1. Superior returns. Look at the phrase ‘good reward’. The term reward refers to something you get in return for something you’ve done. Every person would get more for what he does together with others than from what he does alone. That is always true in the long run even if it appears not so in the short term.

2. Superior resilience. ‘the one raiseth up his companion’ suggests to me that team players recover from shocks or downfalls much more quickly than loners.

3. Superior comfort. In the context of the quoted passage, ‘heat’ refers to the warmth received from staying close to others especially during cold weather. Those who are married would understand that better! It is much more comfortable to stay in a team for that is when one would truly have cover from the vicissitudes of life.

4. Reduced vulnerability. In the face of adversity, ‘two stand against’. That suggests that extra strength from other team members is always available to fight with. In essence, the vulnerability of each team player is significantly reduced.
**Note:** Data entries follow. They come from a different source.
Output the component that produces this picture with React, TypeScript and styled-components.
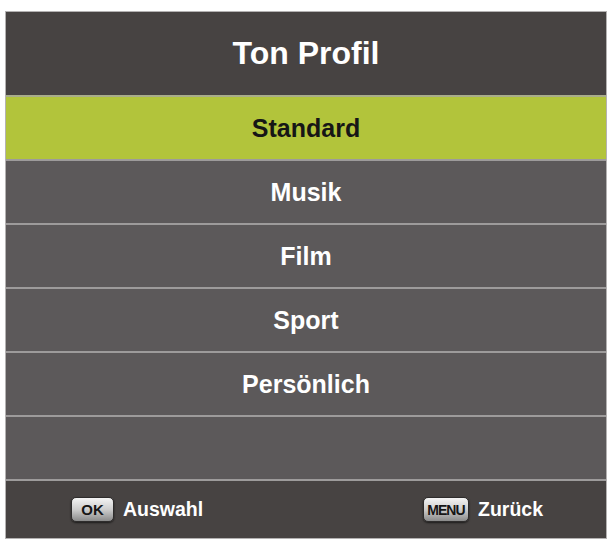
import React from 'react';
import styled, { createGlobalStyle } from 'styled-components';

const GlobalStyle = createGlobalStyle`
  body {
    margin: 0;
    background: #ffffff;
    font-family: 'Liberation Sans', Arial, sans-serif;
  }
`;

const Panel = styled.div`
  box-sizing: border-box;
  width: 602px;
  margin: 11px 0 0 5px;
  border: 1px solid #b4b2b2;
  background: #474342;
  display: flex;
  flex-direction: column;
`;

const Header = styled.div`
  height: 83px;
  display: flex;
  align-items: center;
  justify-content: center;
  color: #ffffff;
  font-size: 32px;
  font-weight: 700;
`;

const Row = styled.div<{ $active?: boolean }>`
  height: 62px;
  border-top: 2px solid ${(p) => (p.$active ? '#a9ad8a' : '#9d9b9b')};
  background: ${(p) => (p.$active ? '#b2c43b' : '#5c595a')};
  color: ${(p) => (p.$active ? '#161616' : '#ffffff')};
  display: flex;
  align-items: center;
  justify-content: center;
  font-size: 25px;
  font-weight: 700;
`;

const Footer = styled.div`
  height: 57px;
  border-top: 2px solid #9d9b9b;
  display: flex;
  align-items: center;
  justify-content: space-between;
  padding: 0 63px 0 65px;
`;

const Hint = styled.div`
  display: flex;
  align-items: center;
  gap: 9px;
  color: #ffffff;
  font-size: 19.5px;
  font-weight: 700;
`;

const Key = styled.span<{ $wide?: boolean }>`
  box-sizing: border-box;
  width: ${(p) => (p.$wide ? '46px' : '43px')};
  height: 25px;
  border-radius: 5px;
  border: 1px solid #2e2c2c;
  background: linear-gradient(#f4f4f4, #cdcdcd 50%, #8a8a8a);
  box-shadow: 0 1px 2px rgba(0, 0, 0, 0.6);
  display: flex;
  align-items: center;
  justify-content: center;
  color: #151515;
  font-size: ${(p) => (p.$wide ? '14px' : '15px')};
  font-weight: 700;
  letter-spacing: ${(p) => (p.$wide ? '-1px' : '0')};
`;

const items = ['Standard', 'Musik', 'Film', 'Sport', 'Persönlich', ''];

export default function App() {
  return (
    <>
      <GlobalStyle />
      <Panel>
        <Header>Ton Profil</Header>
        {items.map((label, i) => (
          <Row key={i} $active={i === 0}>
            {label}
          </Row>
        ))}
        <Footer>
          <Hint>
            <Key>OK</Key>
            Auswahl
          </Hint>
          <Hint>
            <Key $wide>MENU</Key>
            Zurück
          </Hint>
        </Footer>
      </Panel>
    </>
  );
}
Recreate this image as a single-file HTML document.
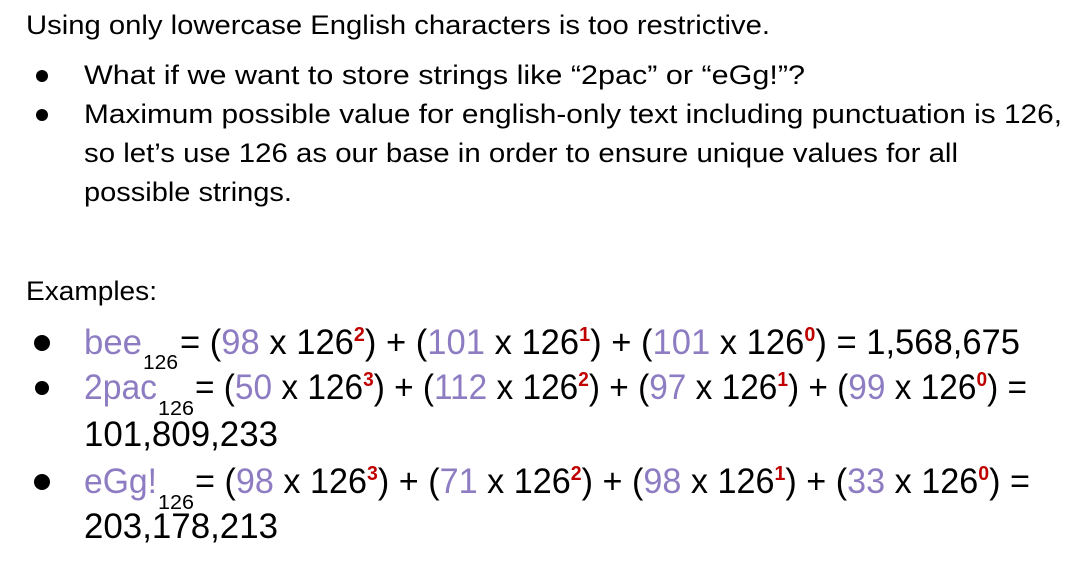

5. Reduced volatility. Something is volatile if it disappears so quickly. For every loner, the absence of the foregoing four benefits makes it easier for them to snap under stress. A team player is like s strand in a length of twined rope. To break him completely, you have to break the entire team. Even if a strand of twined rope is broken, it apparently stays intact unless it begins to fall away from the rest of the strands. It becomes much less useful – if at all – once it completely falls of the ‘team’. It’s the same for us all; we are much less volatile when we stay in our teams. If we want to be lone rangers, then we’d be easily broken and quickly forgotten.